Why not a better name?  Growers have searched, according to Hervé Tucki of La Chablisienne, but no one can find a satisfactory alternative.  ‘Hautes Côtes de Chablis’ isn’t liked, and ‘Chablis Portlandien’ would need too many explanations.  (Nowadays it should be Tithonien, or Tithonian in English; Portlandian is an archaic term.)

The delicious 2013 whites led me to think that I might even try buying a little white Burgundy all over again.  I can’t be alone in having given this activity up a decade or more ago, disheartened by premox (or, if you prefer, random oxidation) problems, and the haphazard manner in which white Burgundy seemed to age.  There is some evidence that the problem is lessening: after a near-catastrophic showing for the 2005s, those monitoring the problem for the ‘oxidised-burgs’ wikisite report that wines from the 2006 and 2007 vintages (with the notable exception of Domaine Leflaive) are proving less vulnerable than their forbears.  See the reports of the Assessment Dinners held in Los Angeles here.

I won’t, though, be buying the grand white Burgundies which insist on age.  Like many, I can’t afford them any more – but is there the same need?
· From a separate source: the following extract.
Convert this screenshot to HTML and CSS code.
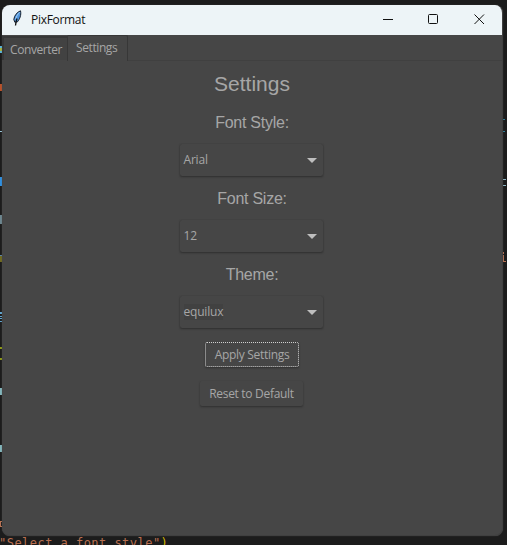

Something else has changed: Burgundy’s own high-latitude climate seems to have ripened.

I was with wine students in Burgundy, and described in my introductory remarks to them how white Burgundy was harder to taste than red in its youth due to its tautness and its inscrutability.  Classic red Burgundy is built on fruit flavours in its youth; classic white almost seemed to get by on sap prior to its fifth birthday.  (This difference is in part due to barrel-fermentation of the whites.)

What we then tasted over the course of the week, though, no longer bore this out.  Modest bottles of white Burgundy, even from troubled recent vintages, seem to be more expressive and forthcoming in their youth than in the past, and less insistent in their demands for age than formerly.  They ‘get there’ more quickly.  Premox may therefore become, for many purchasers, a theoretical problem.  If you don’t need to keep it, you run little risk of its oxidising.  Just drink soon.
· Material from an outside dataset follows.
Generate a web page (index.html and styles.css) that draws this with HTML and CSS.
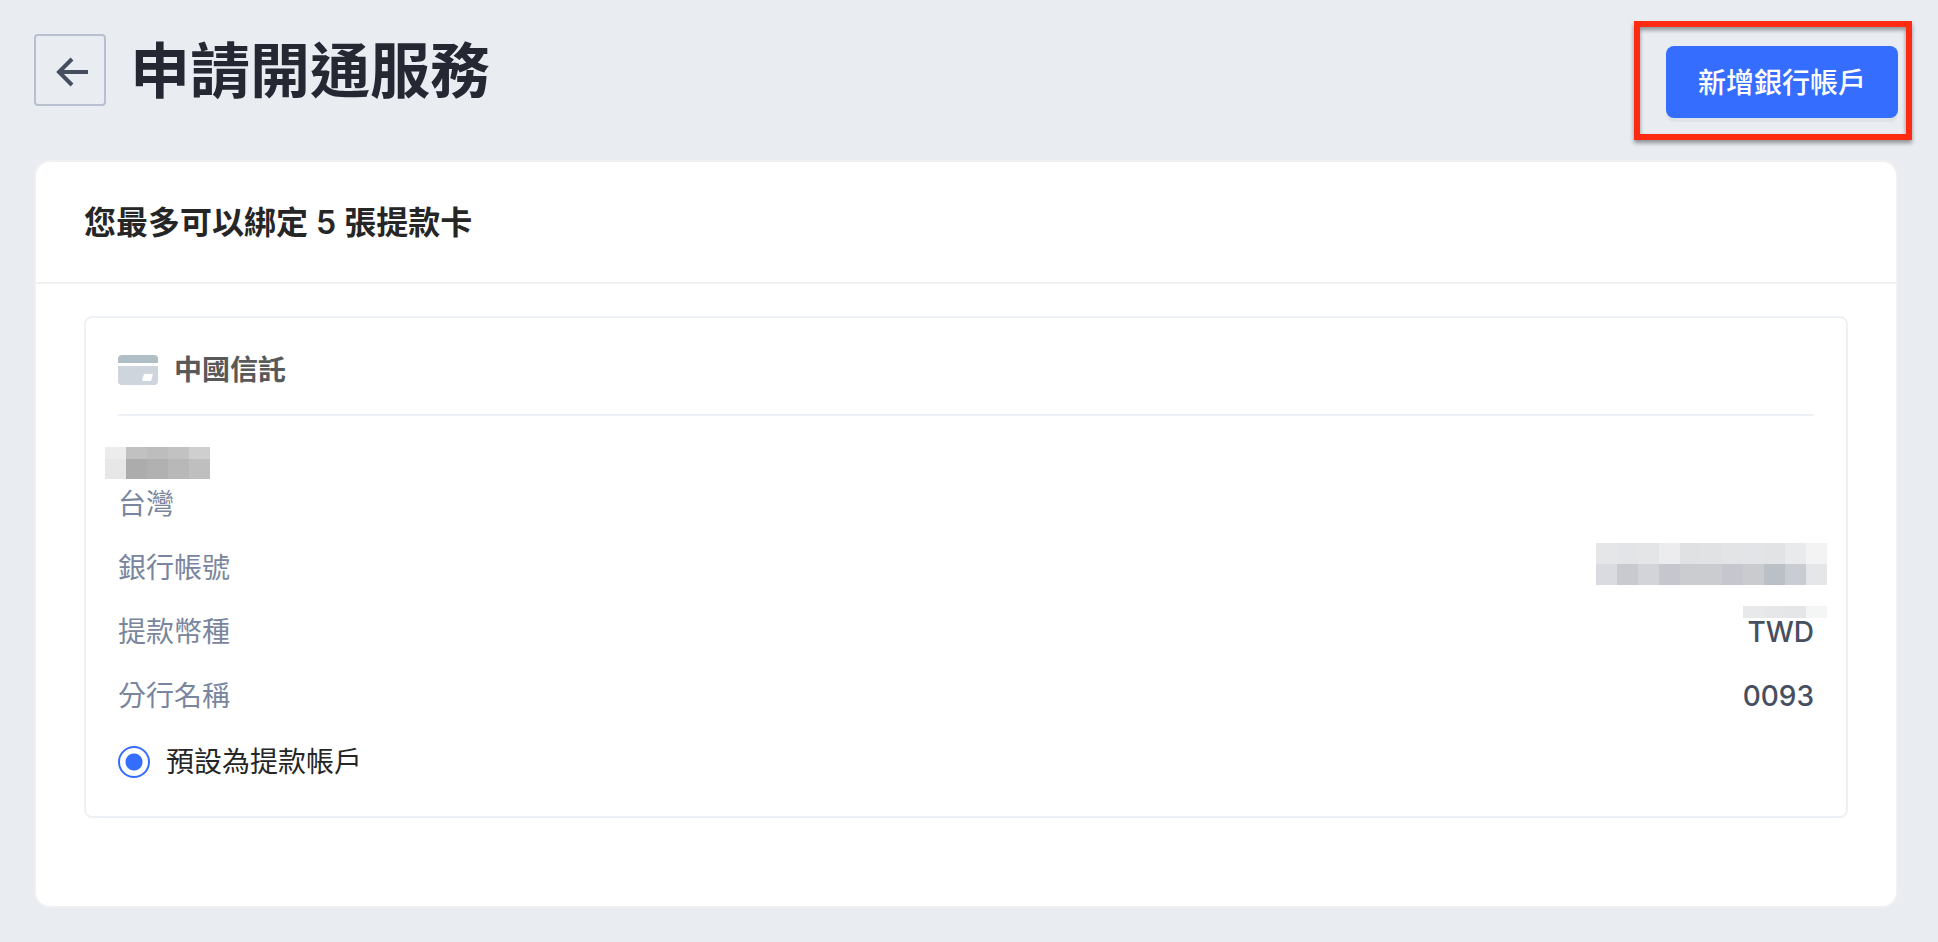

If you’re in the market for Caillerets, for Les Pucelles or for Montrachet, of course, then you should continue to keep your wines for a decade or more, and hope for the best: a great white grand cru cannot attain full articulacy in less.  But for lesser mortals, low rollers and flighty chancers like me, it may be safe to tiptoe back into the water.  Pay less; risk less; don’t wait.  The shallows are more rewarding than they used to be.